The U.S. may remove Sudan from a list of states that sponsor terrorism if the African nation recognizes Israel, according to the Times. Negotiations between the U.S. and Sudan come after the United Arab Emirates and Bahrain recognized Israel in September, developments which the Trump administration touted as key foreign policy victories. Now talks with Sudan are stalling because the country is pushing for a sizable aid package and the the U.S. has asked for compensation for the bombings of American embassies in Africa in 1998 and the Cole destroyer in 2000. The Times notes that Saudi Arabia -- the Trump Administration’s main target -- is unlikely to recognize Israel this year due to potential pushback from Saudi conservatives. 
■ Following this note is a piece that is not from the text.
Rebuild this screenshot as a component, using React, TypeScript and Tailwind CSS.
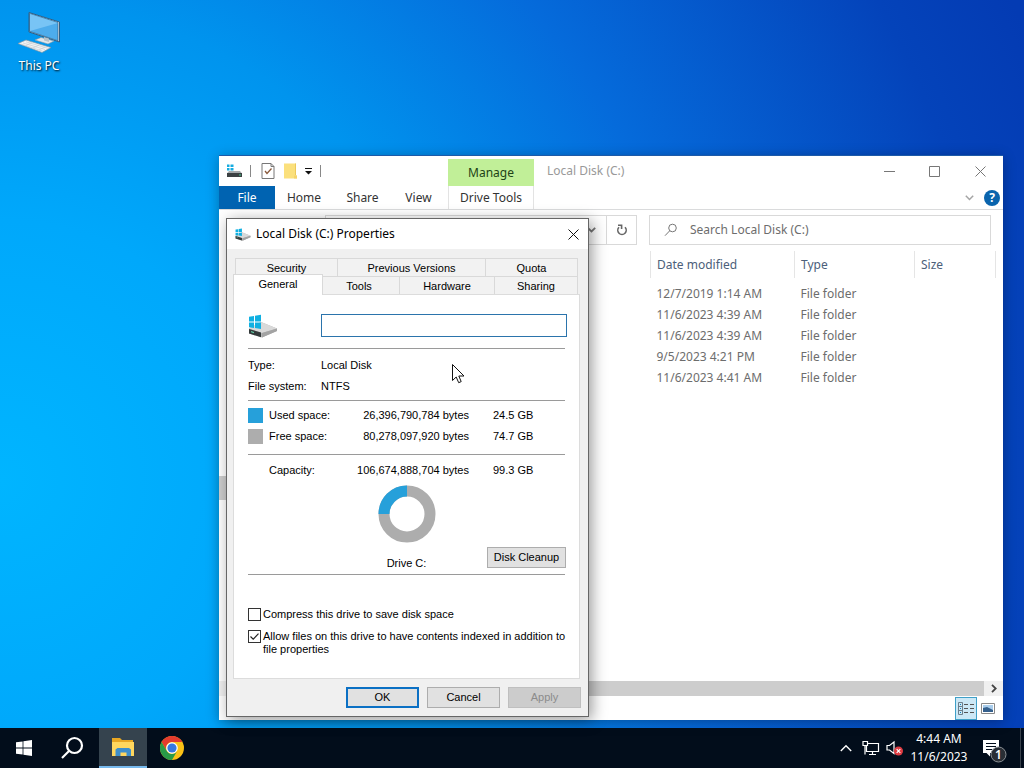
import { useState, type ReactNode } from 'react';

const folders = [
  { modified: '12/7/2019 1:14 AM', type: 'File folder' },
  { modified: '11/6/2023 4:39 AM', type: 'File folder' },
  { modified: '11/6/2023 4:39 AM', type: 'File folder' },
  { modified: '9/5/2023 4:21 PM', type: 'File folder' },
  { modified: '11/6/2023 4:41 AM', type: 'File folder' },
];

function WindowsLogo({ className }: { className?: string }) {
  return (
    <svg viewBox="0 0 16 16" className={className} fill="currentColor" aria-hidden="true">
      <path d="M0 2.3 6.6 1.4V7.6H0zM7.4 1.3 16 0V7.6H7.4zM0 8.4H6.6V14.6L0 13.7zM7.4 8.4H16V16L7.4 14.7z" />
    </svg>
  );
}

function DriveIcon({ className }: { className?: string }) {
  return (
    <svg viewBox="0 0 30 24" className={className} aria-hidden="true">
      <path d="M1 14.500 13 8 29 14.500V17L14 23.500 1 19.500z" fill="#b4b4b4" />
      <path d="M1 14.500 13 8 29 14.500 14 19z" fill="#d9d9d9" />
      <path d="M14 19 29 14.500V17L14 23.500z" fill="#a3a3a3" />
      <path d="M1 15 13 18.500V23.300L1 19.500z" fill="#33393a" />
      <path d="M3 17 6 18V19.200L3 18.200z" fill="#5fc7a2" />
      <path d="M1 2.800 6 2V7.500H1zM7 1.800 13 .700V7.500H7zM1 8.500H6V14L1 13.300zM7 8.500H13V15L7 14.100z" fill="#10b0e2" />
    </svg>
  );
}

function ThisPcIcon() {
  return (
    <svg viewBox="0 0 44 42" className="h-[42px] w-11" aria-hidden="true">
      <path d="M12 .500 42.500 10V30L12 20z" fill="#dce9f2" stroke="#2b5f88" strokeWidth="1" />
      <path d="M12.500 1.500 41 10.500V28.800L12.500 19.300z" fill="#4dacec" stroke="#204f74" strokeWidth=".6" />
      <path d="M13 2 41 11 13 19z" fill="#78c4f5" />
      <path d="M18 28 24 25.500 37 29 31 32z" fill="#e3e7ea" stroke="#8a9aa5" strokeWidth=".6" />
      <path d="M27 25 32 26.500V30L27 28.500z" fill="#b9c3ca" />
      <path d="M1 31.500 9 28 34 35.500 25 40.500z" fill="#f1f3f4" stroke="#8397a5" strokeWidth=".7" />
      <path d="M6 31 28 37.500M9 29.800 31 36.300M3.500 32 25.500 39M9 33.500 15 30.500M16 36 22 33M22 38 28 35" stroke="#c3cace" strokeWidth=".6" />
    </svg>
  );
}

function ExplorerWindow() {
  return (
    <section className="absolute top-[155px] right-[21px] bottom-2 left-[219px] flex flex-col border-t border-[#1d5aa8] bg-white text-[12px] shadow-[0_2px_12px_rgba(0,0,0,0.3)]" aria-label="Local Disk (C:)">
      <header className="flex h-[54px] shrink-0 border-b border-[#dadbdc]">
        <div className="flex w-[229px] shrink-0 flex-col">
          <div className="flex h-[30px] items-center">
            <svg viewBox="0 0 16 14" className="ml-[7px] h-3.5 w-4" aria-hidden="true">
              <path d="M1 .500H3.500V3H1zM4.500 .500H7.500V3H4.500zM1 4H3.500V6.500H1zM4.500 4H7.500V6.500H4.500z" fill="#16ace0" />
              <path d="M3 7H14L16 9.500H1z" fill="#a5a9ab" />
              <path d="M1 9H16V13H1z" fill="#3c4143" />
              <path d="M13 10.500H15V11.500H13z" fill="#49d08d" />
            </svg>
            <i className="ml-2 h-3 w-px bg-[#888]" />
            <button aria-label="Properties" className="ml-2.5">
              <svg viewBox="0 0 14 16" className="h-4 w-3.5" aria-hidden="true">
                <path d="M1 .500H10L13 3.500V15.500H1z" fill="#fff" stroke="#777" />
                <path d="M10 .500V3.500H13" fill="none" stroke="#777" />
                <path d="m4 8 2 2.500L10.500 5.500" fill="none" stroke="#8a5a3c" strokeWidth="1.300" />
              </svg>
            </button>
            <button aria-label="New folder" className="ml-2">
              <svg viewBox="0 0 14 16" className="h-4 w-3.5" aria-hidden="true">
                <path d="M1 .500H13V12L14 13V15.500H1z" fill="#fbe07c" />
                <path d="M12.500 12V.500" stroke="#ecc95a" />
                <path d="M11 15.500V12.500H14V15.500z" fill="#f4d36b" />
              </svg>
            </button>
            <button aria-label="Customize Quick Access Toolbar" className="ml-2">
              <svg viewBox="0 0 7 7" className="h-[7px] w-[7px]" aria-hidden="true">
                <path d="M0 0H7V1H0zM0 3H7L3.500 6.500z" fill="#111" />
              </svg>
            </button>
            <i className="ml-2 h-3 w-px bg-[#888]" />
          </div>
          <nav className="flex h-[23px] text-[#333]">
            <button className="w-14 bg-[#0063b1] text-white">File</button>
            <button className="w-[58px]">Home</button>
            <button className="w-[59px]">Share</button>
            <button className="w-[53px]">View</button>
          </nav>
        </div>
        <div className="flex w-[86px] shrink-0 flex-col pt-[3px]">
          <div className="flex h-[27px] items-center justify-center bg-[#c1ef98] text-[#1e4316]">Manage</div>
          <button className="h-[23px] border-x border-[#e3e3e3] text-[#333]">Drive Tools</button>
        </div>
        <div className="flex min-w-0 flex-1 flex-col">
          <div className="flex h-[30px] items-center pl-[13px] text-[#999]">
            <h1 className="flex-1">Local Disk (C:)</h1>
            <div className="flex">
              <button aria-label="Minimize" className="flex w-[46px] justify-center">
                <svg viewBox="0 0 11 11" className="h-[11px] w-[11px]" stroke="#777"><path d="M0 5.500H11" /></svg>
              </button>
              <button aria-label="Maximize" className="flex w-[45px] justify-center">
                <svg viewBox="0 0 11 11" className="h-[11px] w-[11px]" stroke="#777" fill="none"><path d="M.500 .500H10.500V10.500H.500z" /></svg>
              </button>
              <button aria-label="Close" className="flex w-[46px] justify-center">
                <svg viewBox="0 0 11 11" className="h-[11px] w-[11px]" stroke="#777"><path d="m.500 .500 10 10M10.500 .500l-10 10" /></svg>
              </button>
            </div>
          </div>
          <div className="flex h-[23px] items-center justify-end gap-2.5 pr-[3px]">
            <button aria-label="Expand the ribbon">
              <svg viewBox="0 0 9 6" className="h-1.5 w-[9px]" fill="none" stroke="#a4a4a4" strokeWidth="1.500"><path d="m.800 .800 3.700 3.700L8.200 .800" /></svg>
            </button>
            <button aria-label="Help" className="flex h-4 w-4 items-center justify-center rounded-full bg-[#0a64ad] text-[12px] font-bold text-white">?</button>
          </div>
        </div>
      </header>

      <div className="flex h-[41px] shrink-0 items-start gap-3 pt-[5px] pr-3 pl-[106px]">
        <div className="flex h-[30px] flex-[0_0_312px] border border-[#d9d9d9]">
          <button aria-label="Previous locations" className="ml-auto flex w-[30px] items-center justify-center border-r border-[#d9d9d9]">
            <svg viewBox="0 0 9 6" className="h-1.5 w-[9px]" fill="none" stroke="#777" strokeWidth="1.800"><path d="m.800 .800 3.700 3.700L8.200 .800" /></svg>
          </button>
          <button aria-label="Refresh" className="flex w-[29px] items-center justify-center">
            <svg viewBox="0 0 12 12" className="h-3 w-3" fill="none" stroke="#666" strokeWidth="1.600">
              <path d="M3 3.300A4.200 4.200 0 1 0 9 3.300" />
              <path d="M2 1.200H5.600V5" />
            </svg>
          </button>
        </div>
        <label className="flex h-[30px] min-w-0 flex-1 items-center gap-3 border border-[#d9d9d9] pl-3.5">
          <svg viewBox="0 0 14 14" className="h-3.5 w-3.5 shrink-0" fill="none" stroke="#777">
            <circle cx="8.500" cy="5" r="3.800" />
            <path d="M5.800 7.700 1 12.700" />
          </svg>
          <input aria-label="Search" placeholder="Search Local Disk (C:)" className="min-w-0 flex-1 outline-none placeholder:text-[#6d6d6d]" />
        </label>
      </div>

      <div className="flex min-h-0 flex-1 pr-[7px]">
        <aside className="flex w-[7px] shrink-0 items-center">
          <i className="mt-11 h-6 w-full bg-[#cdcdcd]" />
        </aside>
        <div className="min-w-0 flex-1">
          <table className="w-full table-fixed text-left text-[#6d6d6d]">
            <colgroup>
              <col />
              <col className="w-36" />
              <col className="w-[120px]" />
              <col className="w-[81px]" />
            </colgroup>
            <thead>
              <tr className="h-[27px] text-[#4c607a]">
                <th aria-label="Name" className="border-r border-[#e5e5e5]" />
                <th className="border-r border-[#e5e5e5] pl-1.5 font-normal">Date modified</th>
                <th className="border-r border-[#e5e5e5] pl-1.5 font-normal">Type</th>
                <th className="border-r border-[#e5e5e5] pl-1.5 font-normal">Size</th>
              </tr>
              <tr className="h-[5px]"><td colSpan={4} /></tr>
            </thead>
            <tbody>
              {folders.map((folder, i) => (
                <tr key={i} className="h-[21px]">
                  <td />
                  <td className="pl-1.5">{folder.modified}</td>
                  <td className="pl-1.5">{folder.type}</td>
                  <td />
                </tr>
              ))}
            </tbody>
          </table>
        </div>
      </div>

      <div className="flex h-[15px] shrink-0 bg-[#f0f0f0]">
        <i className="ml-[106px] flex-1 bg-[#cdcdcd]" />
        <button aria-label="Scroll right" className="flex w-[19px] items-center justify-center">
          <svg viewBox="0 0 6 9" className="h-[9px] w-1.5" fill="none" stroke="#444" strokeWidth="1.800"><path d="m1 .800 3.700 3.700L1 8.200" /></svg>
        </button>
      </div>
      <footer className="flex h-6 shrink-0 items-center justify-end pr-1">
        <button aria-label="Details view" className="flex h-[23px] w-[22px] items-center justify-center border border-[#3fa0c8] bg-[#cce8f6]">
          <svg viewBox="0 0 16 13" className="h-[13px] w-4" fill="none" stroke="#6c7f8c">
            <path d="M.500 .500H4.500V12.500H.500zM.500 4.500H4.500M.500 8.500H4.500" />
            <path d="M6 2.500H10M12 2.500H16M6 6.500H10M12 6.500H16M6 10.500H10M12 10.500H16" stroke="#555" />
            <path d="M2 2.500H3M2 6.500H3M2 10.500H3" stroke="#147eb8" />
          </svg>
        </button>
        <button aria-label="Large icons view" className="flex h-[23px] w-[22px] items-center justify-center">
          <svg viewBox="0 0 14 11" className="h-[11px] w-3.5">
            <path d="M.500 .500H13.500V10.500H.500z" fill="#fff" stroke="#888" />
            <path d="M2 2H12V9H2z" fill="#a9cdec" />
            <path d="M2 5 6 4 12 7V9H2z" fill="#35608d" />
          </svg>
        </button>
      </footer>
    </section>
  );
}

function Tab({ children, active, className }: { children: ReactNode; active?: boolean; className: string }) {
  return (
    <button
      role="tab"
      aria-selected={!!active}
      className={`border-[#d9d9d9] ${active ? 'relative -mt-0.5 -mb-px -ml-0.5 h-[21px] border-x border-t bg-white pb-0.5' : 'h-[18px] border-t border-r bg-[#f2f2f2] pt-px'} ${className}`}
    >
      {children}
    </button>
  );
}

function Check({ label, defaultChecked }: { label: string; defaultChecked?: boolean }) {
  const [checked, setChecked] = useState(!!defaultChecked);
  return (
    <label className="-mr-3 flex items-start gap-0.5 leading-[13px]">
      <span className="grid shrink-0">
        <input
          type="checkbox"
          checked={checked}
          onChange={(e) => setChecked(e.target.checked)}
          className="col-start-1 row-start-1 h-[13px] w-[13px] appearance-none border border-[#333] bg-white"
        />
        {checked && (
          <svg viewBox="0 0 13 13" className="pointer-events-none col-start-1 row-start-1 h-[13px] w-[13px]" fill="none" stroke="#222" strokeWidth="1.200">
            <path d="m2.500 6.500 2.700 2.700 5.300-5.500" />
          </svg>
        )}
      </span>
      <span>{label}</span>
    </label>
  );
}

function SpaceRow({ color, label, bytes, size }: { color?: string; label: string; bytes: string; size: string }) {
  return (
    <div className="flex h-[21px] items-center">
      <i className={`h-[15px] w-[15px] ${color ?? ''}`} />
      <dt className="ml-1.5 w-[72px]">{label}</dt>
      <dd className="w-32 text-right">{bytes}</dd>
      <dd className="ml-6">{size}</dd>
    </div>
  );
}

function PropertiesDialog() {
  return (
    <section
      role="dialog"
      aria-label="Local Disk (C:) Properties"
      className="absolute top-[218px] left-[226px] w-[363px] border border-[#666] bg-[#f0f0f0] pb-2 font-['Liberation_Sans',Arial,sans-serif] text-[11px] text-black shadow-[3px_3px_14px_rgba(0,0,0,0.4)]"
    >
      <header className="flex h-[30px] items-center bg-white pr-[9px] pl-2 font-['Noto_Sans','Open_Sans',sans-serif] text-[12px]">
        <DriveIcon className="h-[13px] w-4" />
        <h2 className="ml-[5px] flex-1">Local Disk (C:) Properties</h2>
        <button aria-label="Close">
          <svg viewBox="0 0 11 11" className="h-[11px] w-[11px]" stroke="#111"><path d="m.500 .500 10 10M10.500 .500l-10 10" /></svg>
        </button>
      </header>

      <div className="px-1.5 pt-[9px]">
        <div role="tablist" className="mr-1 ml-0.5">
          <div className="flex border-l border-[#d9d9d9]">
            <Tab className="w-[102px]">Security</Tab>
            <Tab className="w-[148px]">Previous Versions</Tab>
            <Tab className="flex-1">Quota</Tab>
          </div>
          <div className="flex">
            <Tab active className="w-[90px]">General</Tab>
            <Tab className="w-[77px] pr-1">Tools</Tab>
            <Tab className="w-[95px]">Hardware</Tab>
            <Tab className="flex-1">Sharing</Tab>
          </div>
        </div>

        <div role="tabpanel" className="mr-0.5 h-[385px] border border-[#dcdcdc] bg-white px-3.5 pt-[19px]">
          <div className="flex h-[34px] items-start justify-between">
            <DriveIcon className="h-6 w-[30px]" />
            <input aria-label="Volume label" className="-mr-0.5 h-[23px] w-[246px] border border-[#2b74ac] bg-white px-1 outline-none" />
          </div>
          <hr className="border-[#9a9a9a]" />
          <dl className="grid grid-cols-[73px_1fr] pt-1.5 pb-[3px] leading-[21px]">
            <dt>Type:</dt>
            <dd>Local Disk</dd>
            <dt>File system:</dt>
            <dd>NTFS</dd>
          </dl>
          <hr className="border-[#9a9a9a]" />
          <dl className="pt-1 pb-[7px]">
            <SpaceRow color="bg-[#26a0da]" label="Used space:" bytes="26,396,790,784 bytes" size="24.5 GB" />
            <SpaceRow color="bg-[#adadad]" label="Free space:" bytes="80,278,097,920 bytes" size="74.7 GB" />
          </dl>
          <hr className="border-[#9a9a9a]" />
          <dl className="pt-[5px]">
            <SpaceRow label="Capacity:" bytes="106,674,888,704 bytes" size="99.3 GB" />
          </dl>
          <div className="grid h-[93px] grid-cols-[1fr_79px_1fr] pt-1">
            <div />
            <figure className="flex flex-col items-center justify-between pb-[3px]">
              <svg viewBox="0 0 58 58" className="h-[58px] w-[58px]" fill="none" strokeWidth="11">
                <circle cx="29" cy="29" r="23" stroke="#adadad" />
                <path d="M6 29A23 23 0 0 1 29 6" stroke="#26a0da" />
              </svg>
              <figcaption>Drive C:</figcaption>
            </figure>
            <button className="-mr-px mb-1.5 h-[21px] w-[79px] self-end justify-self-end border border-[#adadad] bg-[#e1e1e1]">Disk Cleanup</button>
          </div>
          <hr className="border-[#9a9a9a]" />
          <div className="flex flex-col gap-[9px] pt-[33px]">
            <Check label="Compress this drive to save disk space" />
            <Check label="Allow files on this drive to have contents indexed in addition to file properties" defaultChecked />
          </div>
        </div>

        <div className="flex justify-end gap-2 pt-2 pr-px">
          <button className="h-[21px] w-[73px] border-2 border-[#0b70c4] bg-[#e1e1e1]">OK</button>
          <button className="h-[21px] w-[73px] border border-[#adadad] bg-[#e1e1e1]">Cancel</button>
          <button disabled className="h-[21px] w-[73px] border border-[#bfbfbf] bg-[#cccccc] text-[#8b8b8b]">Apply</button>
        </div>
      </div>
    </section>
  );
}

function Taskbar() {
  return (
    <footer className="flex h-10 shrink-0 bg-[#020d1b] text-white">
      <button aria-label="Start" className="flex w-12 items-center justify-center">
        <WindowsLogo className="h-4 w-4" />
      </button>
      <button aria-label="Search" className="flex w-[51px] items-center justify-center pr-1">
        <svg viewBox="0 0 24 24" className="h-6 w-6" fill="none" stroke="currentColor" strokeWidth="2.200">
          <circle cx="14.500" cy="9.500" r="7.500" />
          <path d="M9 15 2 22" />
        </svg>
      </button>
      <button aria-label="File Explorer" className="flex w-12 items-center justify-center border-b-2 border-[#76b9ed] bg-[#35434e]">
        <svg viewBox="0 0 24 20" className="h-5 w-6" aria-hidden="true">
          <path d="M1 1H9L11 3H22V8H1z" fill="#e8a723" />
          <path d="M1 5H23V19H1z" fill="#ffd75e" />
          <path d="M4.500 19V12.500L6.500 11H18L20 12.500V19H15.500V15.500H9.500V19z" fill="#3e8fcb" />
        </svg>
      </button>
      <button aria-label="Google Chrome" className="flex w-[50px] items-center justify-center">
        <svg viewBox="0 0 24 24" className="h-6 w-6" aria-hidden="true">
          <circle cx="12" cy="12" r="12" fill="#fbc116" />
          <path d="M1.600 6A12 12 0 0 1 22.400 6H12A6 6 0 0 0 6.800 15z" fill="#e33b2e" />
          <path d="M1.600 6A12 12 0 0 0 12 24L17.200 15A6 6 0 0 1 6.800 15z" fill="#299b47" />
          <circle cx="12" cy="12" r="5.800" fill="#fff" />
          <circle cx="12" cy="12" r="4.600" fill="#3778e0" />
        </svg>
      </button>

      <div className="ml-auto flex items-center">
        <button aria-label="Show hidden icons">
          <svg viewBox="0 0 12 8" className="h-2 w-3" fill="none" stroke="currentColor" strokeWidth="1.400"><path d="m.800 7 5.200-5.200L11.200 7" /></svg>
        </button>
        <svg viewBox="0 0 18 16" className="ml-2.5 h-4 w-[18px]" fill="none" stroke="currentColor" strokeWidth="1.200" aria-label="Network">
          <path d="M5.500 3.500H16.500V11.500H4.500V6M1 1.500H5.500V5.500H1zM3 5.500V14.500M10.500 11.500V14.500M7 14.500H14" />
        </svg>
        <svg viewBox="0 0 18 16" className="ml-1.5 h-4 w-[18px]" aria-label="Volume muted">
          <path d="M1 5.500H3.500L8 2V13.500L3.500 10H1z" fill="none" stroke="currentColor" strokeWidth="1.200" />
          <circle cx="12.500" cy="11" r="4.500" fill="#df3c43" />
          <path d="m10.700 9.200 3.600 3.600M14.300 9.200l-3.600 3.600" stroke="#fff" strokeWidth="1.200" />
        </svg>
        <div className="w-[70px] text-center text-[12px] leading-[18px]">
          <div>4:44 AM</div>
          <div>11/6/2023</div>
        </div>
        <button aria-label="1 new notification" className="mr-2.5 ml-2">
          <svg viewBox="0 0 28 26" className="mt-1 h-[26px] w-7">
            <path d="M1 3H17V16H8V19.500L4.500 16H1z" fill="#fff" />
            <path d="M4 6.500H14M4 9.500H14M4 12.500H10" stroke="#020d1b" strokeWidth="1.200" />
            <circle cx="16.500" cy="17.500" r="7.500" fill="#292e35" stroke="#8c9196" />
            <text x="16.500" y="22" textAnchor="middle" fontSize="12" fontWeight="600" fill="#fff">1</text>
          </svg>
        </button>
        <i className="h-10 w-1 border-l border-[#39424c]" />
      </div>
    </footer>
  );
}

export default function App() {
  return (
    <div className="flex h-screen flex-col overflow-hidden font-['Noto_Sans','Open_Sans',sans-serif] select-none">
      <main className="relative flex-1 bg-[radial-gradient(circle_at_0_480px,#00b5ff_0,#00a8fb_260px,#0094ee_480px,#056bdb_710px,#0443ba_1000px,#043bb3_1120px)]">
        <button className="mt-3 ml-[7px] flex w-16 flex-col items-center gap-0.5 text-[12px] leading-5 text-white [text-shadow:1px_1px_2px_#000]">
          <ThisPcIcon />
          This PC
        </button>
        <ExplorerWindow />
        <PropertiesDialog />
        {/* mouse pointer */}
        <svg viewBox="0 0 13 20" className="pointer-events-none absolute top-[364px] left-[452px] h-5 w-[13px]" aria-hidden="true">
          <path d="M.500 .500V16.500L4.200 13 6.700 18.700 9.200 17.600 6.800 12H12z" fill="#fff" stroke="#111" />
        </svg>
      </main>
      <Taskbar />
    </div>
  );
}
Five years after an al-Qaeda fighter allegedly murdered Jewish patrons at a Parisian supermarket, survivors and family of the victims testified about the attack in French court, writes the Times. More than a dozen people are on trial for helping the shooter, who was shot by police during the attack. Earlier this month the trial focused on accomplices in the massacre of the Charlie Hebdo massacre in Paris. 

Conflict is flaring between Armenia and Azerbaijan over the contested Nagorno-Karabakh region, reports Deutsche Welle. Yesterday marked the most violent fighting in the enclave since 2016, with at least 31 soldiers and five civilians dead. Both countries have declared martial law as they mobilize for what might devolve into an all-out war. Armenia and Azerbaijan have long sparred over the fate of the mountainous territory, and  Armenia shares ethnic ties with many Nagorno-Karabakh residents despite the territory’s landlocked location within Azerbaijan. Armenia now claims that Turkey has sent foreign fighters from Syria to bolster the Azeri army.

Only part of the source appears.